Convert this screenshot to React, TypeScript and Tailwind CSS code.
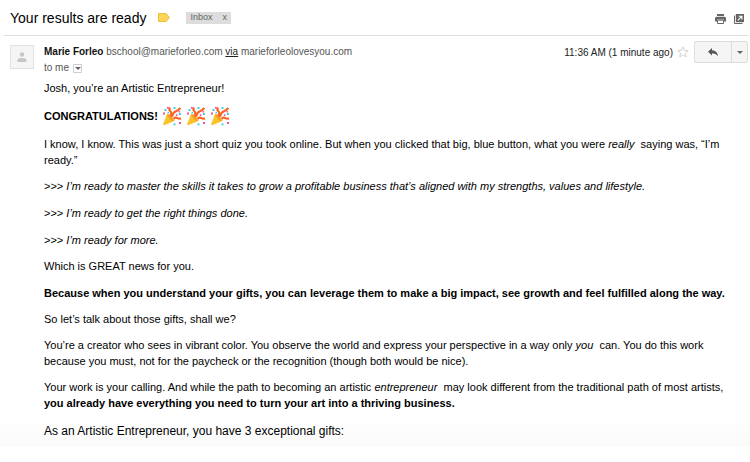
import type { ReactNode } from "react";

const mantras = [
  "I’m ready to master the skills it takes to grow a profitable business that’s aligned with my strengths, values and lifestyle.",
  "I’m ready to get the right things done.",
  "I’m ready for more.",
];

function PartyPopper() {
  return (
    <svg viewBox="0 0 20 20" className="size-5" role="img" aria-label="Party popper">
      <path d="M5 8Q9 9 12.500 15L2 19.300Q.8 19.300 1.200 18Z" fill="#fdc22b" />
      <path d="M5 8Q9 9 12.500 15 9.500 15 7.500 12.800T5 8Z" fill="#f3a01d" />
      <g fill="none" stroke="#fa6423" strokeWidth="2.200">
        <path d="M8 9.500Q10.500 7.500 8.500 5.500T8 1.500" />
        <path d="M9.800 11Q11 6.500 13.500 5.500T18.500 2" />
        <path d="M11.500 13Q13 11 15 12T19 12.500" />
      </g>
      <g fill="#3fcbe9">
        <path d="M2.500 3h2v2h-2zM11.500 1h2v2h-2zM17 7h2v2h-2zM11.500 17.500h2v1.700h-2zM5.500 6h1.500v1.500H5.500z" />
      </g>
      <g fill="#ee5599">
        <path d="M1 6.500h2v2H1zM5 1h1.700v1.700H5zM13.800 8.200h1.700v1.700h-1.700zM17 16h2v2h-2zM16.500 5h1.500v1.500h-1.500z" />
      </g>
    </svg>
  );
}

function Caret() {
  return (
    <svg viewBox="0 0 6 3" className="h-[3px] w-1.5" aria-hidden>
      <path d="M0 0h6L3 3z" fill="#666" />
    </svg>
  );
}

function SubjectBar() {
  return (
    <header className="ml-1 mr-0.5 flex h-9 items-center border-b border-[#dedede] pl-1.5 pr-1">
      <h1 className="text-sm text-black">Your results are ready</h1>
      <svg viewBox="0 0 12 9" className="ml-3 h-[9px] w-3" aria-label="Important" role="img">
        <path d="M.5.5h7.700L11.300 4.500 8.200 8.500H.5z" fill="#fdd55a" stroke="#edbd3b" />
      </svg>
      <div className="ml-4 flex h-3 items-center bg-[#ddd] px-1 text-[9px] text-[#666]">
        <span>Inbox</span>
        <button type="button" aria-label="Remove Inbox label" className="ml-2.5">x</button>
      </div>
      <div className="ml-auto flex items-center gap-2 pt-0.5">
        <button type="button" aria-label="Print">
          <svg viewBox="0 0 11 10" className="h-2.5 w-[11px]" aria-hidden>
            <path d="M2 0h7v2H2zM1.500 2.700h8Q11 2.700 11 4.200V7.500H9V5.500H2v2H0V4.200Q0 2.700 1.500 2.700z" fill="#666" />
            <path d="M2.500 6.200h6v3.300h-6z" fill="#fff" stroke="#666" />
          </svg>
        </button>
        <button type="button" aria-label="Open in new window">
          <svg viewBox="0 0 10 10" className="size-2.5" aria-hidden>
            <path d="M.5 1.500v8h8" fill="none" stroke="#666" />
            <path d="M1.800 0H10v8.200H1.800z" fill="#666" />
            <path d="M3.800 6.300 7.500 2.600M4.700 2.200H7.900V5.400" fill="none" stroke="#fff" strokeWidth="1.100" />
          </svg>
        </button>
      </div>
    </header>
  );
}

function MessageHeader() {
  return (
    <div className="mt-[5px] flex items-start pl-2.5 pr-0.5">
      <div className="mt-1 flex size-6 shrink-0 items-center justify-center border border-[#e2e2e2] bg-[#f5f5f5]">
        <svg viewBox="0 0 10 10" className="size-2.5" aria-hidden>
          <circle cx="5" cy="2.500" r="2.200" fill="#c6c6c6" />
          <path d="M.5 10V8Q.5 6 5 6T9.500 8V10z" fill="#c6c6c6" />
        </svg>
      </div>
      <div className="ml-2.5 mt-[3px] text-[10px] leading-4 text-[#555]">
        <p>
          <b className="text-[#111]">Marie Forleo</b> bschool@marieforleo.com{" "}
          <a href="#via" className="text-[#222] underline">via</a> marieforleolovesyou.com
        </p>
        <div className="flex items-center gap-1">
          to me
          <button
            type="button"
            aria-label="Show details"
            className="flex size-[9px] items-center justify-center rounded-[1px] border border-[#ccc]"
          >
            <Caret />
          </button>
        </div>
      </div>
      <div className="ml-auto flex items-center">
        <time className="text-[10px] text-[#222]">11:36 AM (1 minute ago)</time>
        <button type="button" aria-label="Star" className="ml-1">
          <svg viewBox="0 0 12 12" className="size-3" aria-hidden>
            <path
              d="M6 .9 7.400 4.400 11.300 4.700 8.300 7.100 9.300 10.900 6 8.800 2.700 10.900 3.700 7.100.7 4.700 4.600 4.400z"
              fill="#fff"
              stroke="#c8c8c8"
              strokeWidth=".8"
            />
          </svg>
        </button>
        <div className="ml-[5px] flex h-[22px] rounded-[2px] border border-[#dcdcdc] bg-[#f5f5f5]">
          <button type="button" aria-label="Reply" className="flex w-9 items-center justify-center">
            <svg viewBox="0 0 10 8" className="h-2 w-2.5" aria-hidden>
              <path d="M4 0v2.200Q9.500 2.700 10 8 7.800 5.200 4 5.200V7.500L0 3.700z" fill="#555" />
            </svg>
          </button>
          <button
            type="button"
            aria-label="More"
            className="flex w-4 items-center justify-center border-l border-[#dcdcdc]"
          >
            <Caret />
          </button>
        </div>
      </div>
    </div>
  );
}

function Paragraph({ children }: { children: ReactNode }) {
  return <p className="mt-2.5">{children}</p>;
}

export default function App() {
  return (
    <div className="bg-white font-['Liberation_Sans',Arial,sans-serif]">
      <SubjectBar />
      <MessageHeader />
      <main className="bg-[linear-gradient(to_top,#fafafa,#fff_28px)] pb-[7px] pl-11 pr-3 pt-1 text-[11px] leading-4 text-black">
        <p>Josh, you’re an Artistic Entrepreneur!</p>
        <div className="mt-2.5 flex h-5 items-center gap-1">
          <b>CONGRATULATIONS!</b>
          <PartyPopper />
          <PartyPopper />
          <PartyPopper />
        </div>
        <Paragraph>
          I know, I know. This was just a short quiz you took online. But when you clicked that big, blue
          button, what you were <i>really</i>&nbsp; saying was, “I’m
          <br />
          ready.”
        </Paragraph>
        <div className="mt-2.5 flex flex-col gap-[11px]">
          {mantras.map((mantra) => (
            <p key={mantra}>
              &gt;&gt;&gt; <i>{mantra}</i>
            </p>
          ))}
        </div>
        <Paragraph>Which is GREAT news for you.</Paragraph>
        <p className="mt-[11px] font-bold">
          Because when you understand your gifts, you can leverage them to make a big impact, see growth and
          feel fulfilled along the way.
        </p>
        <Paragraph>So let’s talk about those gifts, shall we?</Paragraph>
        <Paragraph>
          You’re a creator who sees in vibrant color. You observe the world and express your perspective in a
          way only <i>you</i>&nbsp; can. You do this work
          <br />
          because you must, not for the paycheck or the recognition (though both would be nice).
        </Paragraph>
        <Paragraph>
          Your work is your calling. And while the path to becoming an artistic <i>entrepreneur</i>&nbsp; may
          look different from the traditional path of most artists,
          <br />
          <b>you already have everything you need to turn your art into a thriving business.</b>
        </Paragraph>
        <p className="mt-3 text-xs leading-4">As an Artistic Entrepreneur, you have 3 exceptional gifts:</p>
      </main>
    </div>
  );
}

Stated task:
Reproduce every line above as written, skipping pictures.

Result below:
Convert this screenshot to React, TypeScript and Tailwind CSS code.
import type { ReactNode } from "react";

const mantras = [
  "I’m ready to master the skills it takes to grow a profitable business that’s aligned with my strengths, values and lifestyle.",
  "I’m ready to get the right things done.",
  "I’m ready for more.",
];

function PartyPopper() {
  return (
    <svg viewBox="0 0 20 20" className="size-5" role="img" aria-label="Party popper">
      <path d="M5 8Q9 9 12.500 15L2 19.300Q.8 19.300 1.200 18Z" fill="#fdc22b" />
      <path d="M5 8Q9 9 12.500 15 9.500 15 7.500 12.800T5 8Z" fill="#f3a01d" />
      <g fill="none" stroke="#fa6423" strokeWidth="2.200">
        <path d="M8 9.500Q10.500 7.500 8.500 5.500T8 1.500" />
        <path d="M9.800 11Q11 6.500 13.500 5.500T18.500 2" />
        <path d="M11.500 13Q13 11 15 12T19 12.500" />
      </g>
      <g fill="#3fcbe9">
        <path d="M2.500 3h2v2h-2zM11.500 1h2v2h-2zM17 7h2v2h-2zM11.500 17.500h2v1.700h-2zM5.500 6h1.500v1.500H5.500z" />
      </g>
      <g fill="#ee5599">
        <path d="M1 6.500h2v2H1zM5 1h1.700v1.700H5zM13.800 8.200h1.700v1.700h-1.700zM17 16h2v2h-2zM16.500 5h1.500v1.500h-1.500z" />
      </g>
    </svg>
  );
}

function Caret() {
  return (
    <svg viewBox="0 0 6 3" className="h-[3px] w-1.5" aria-hidden>
      <path d="M0 0h6L3 3z" fill="#666" />
    </svg>
  );
}

function SubjectBar() {
  return (
    <header className="ml-1 mr-0.5 flex h-9 items-center border-b border-[#dedede] pl-1.5 pr-1">
      <h1 className="text-sm text-black">Your results are ready</h1>
      <svg viewBox="0 0 12 9" className="ml-3 h-[9px] w-3" aria-label="Important" role="img">
        <path d="M.5.5h7.700L11.300 4.500 8.200 8.500H.5z" fill="#fdd55a" stroke="#edbd3b" />
      </svg>
      <div className="ml-4 flex h-3 items-center bg-[#ddd] px-1 text-[9px] text-[#666]">
        <span>Inbox</span>
        <button type="button" aria-label="Remove Inbox label" className="ml-2.5">x</button>
      </div>
      <div className="ml-auto flex items-center gap-2 pt-0.5">
        <button type="button" aria-label="Print">
          <svg viewBox="0 0 11 10" className="h-2.5 w-[11px]" aria-hidden>
            <path d="M2 0h7v2H2zM1.500 2.700h8Q11 2.700 11 4.200V7.500H9V5.500H2v2H0V4.200Q0 2.700 1.500 2.700z" fill="#666" />
            <path d="M2.500 6.200h6v3.300h-6z" fill="#fff" stroke="#666" />
          </svg>
        </button>
        <button type="button" aria-label="Open in new window">
          <svg viewBox="0 0 10 10" className="size-2.5" aria-hidden>
            <path d="M.5 1.500v8h8" fill="none" stroke="#666" />
            <path d="M1.800 0H10v8.200H1.800z" fill="#666" />
            <path d="M3.800 6.300 7.500 2.600M4.700 2.200H7.900V5.400" fill="none" stroke="#fff" strokeWidth="1.100" />
          </svg>
        </button>
      </div>
    </header>
  );
}

function MessageHeader() {
  return (
    <div className="mt-[5px] flex items-start pl-2.5 pr-0.5">
      <div className="mt-1 flex size-6 shrink-0 items-center justify-center border border-[#e2e2e2] bg-[#f5f5f5]">
        <svg viewBox="0 0 10 10" className="size-2.5" aria-hidden>
          <circle cx="5" cy="2.500" r="2.200" fill="#c6c6c6" />
          <path d="M.5 10V8Q.5 6 5 6T9.500 8V10z" fill="#c6c6c6" />
        </svg>
      </div>
      <div className="ml-2.5 mt-[3px] text-[10px] leading-4 text-[#555]">
        <p>
          <b className="text-[#111]">Marie Forleo</b> bschool@marieforleo.com{" "}
          <a href="#via" className="text-[#222] underline">via</a> marieforleolovesyou.com
        </p>
        <div className="flex items-center gap-1">
          to me
          <button
            type="button"
            aria-label="Show details"
            className="flex size-[9px] items-center justify-center rounded-[1px] border border-[#ccc]"
          >
            <Caret />
          </button>
        </div>
      </div>
      <div className="ml-auto flex items-center">
        <time className="text-[10px] text-[#222]">11:36 AM (1 minute ago)</time>
        <button type="button" aria-label="Star" className="ml-1">
          <svg viewBox="0 0 12 12" className="size-3" aria-hidden>
            <path
              d="M6 .9 7.400 4.400 11.300 4.700 8.300 7.100 9.300 10.900 6 8.800 2.700 10.900 3.700 7.100.7 4.700 4.600 4.400z"
              fill="#fff"
              stroke="#c8c8c8"
              strokeWidth=".8"
            />
          </svg>
        </button>
        <div className="ml-[5px] flex h-[22px] rounded-[2px] border border-[#dcdcdc] bg-[#f5f5f5]">
          <button type="button" aria-label="Reply" className="flex w-9 items-center justify-center">
            <svg viewBox="0 0 10 8" className="h-2 w-2.5" aria-hidden>
              <path d="M4 0v2.200Q9.500 2.700 10 8 7.800 5.200 4 5.200V7.500L0 3.700z" fill="#555" />
            </svg>
          </button>
          <button
            type="button"
            aria-label="More"
            className="flex w-4 items-center justify-center border-l border-[#dcdcdc]"
          >
            <Caret />
          </button>
        </div>
      </div>
    </div>
  );
}

function Paragraph({ children }: { children: ReactNode }) {
  return <p className="mt-2.5">{children}</p>;
}

export default function App() {
  return (
    <div className="bg-white font-['Liberation_Sans',Arial,sans-serif]">
      <SubjectBar />
      <MessageHeader />
      <main className="bg-[linear-gradient(to_top,#fafafa,#fff_28px)] pb-[7px] pl-11 pr-3 pt-1 text-[11px] leading-4 text-black">
        <p>Josh, you’re an Artistic Entrepreneur!</p>
        <div className="mt-2.5 flex h-5 items-center gap-1">
          <b>CONGRATULATIONS!</b>
          <PartyPopper />
          <PartyPopper />
          <PartyPopper />
        </div>
        <Paragraph>
          I know, I know. This was just a short quiz you took online. But when you clicked that big, blue
          button, what you were <i>really</i>&nbsp; saying was, “I’m
          <br />
          ready.”
        </Paragraph>
        <div className="mt-2.5 flex flex-col gap-[11px]">
          {mantras.map((mantra) => (
            <p key={mantra}>
              &gt;&gt;&gt; <i>{mantra}</i>
            </p>
          ))}
        </div>
        <Paragraph>Which is GREAT news for you.</Paragraph>
        <p className="mt-[11px] font-bold">
          Because when you understand your gifts, you can leverage them to make a big impact, see growth and
          feel fulfilled along the way.
        </p>
        <Paragraph>So let’s talk about those gifts, shall we?</Paragraph>
        <Paragraph>
          You’re a creator who sees in vibrant color. You observe the world and express your perspective in a
          way only <i>you</i>&nbsp; can. You do this work
          <br />
          because you must, not for the paycheck or the recognition (though both would be nice).
        </Paragraph>
        <Paragraph>
          Your work is your calling. And while the path to becoming an artistic <i>entrepreneur</i>&nbsp; may
          look different from the traditional path of most artists,
          <br />
          <b>you already have everything you need to turn your art into a thriving business.</b>
        </Paragraph>
        <p className="mt-3 text-xs leading-4">As an Artistic Entrepreneur, you have 3 exceptional gifts:</p>
      </main>
    </div>
  );
}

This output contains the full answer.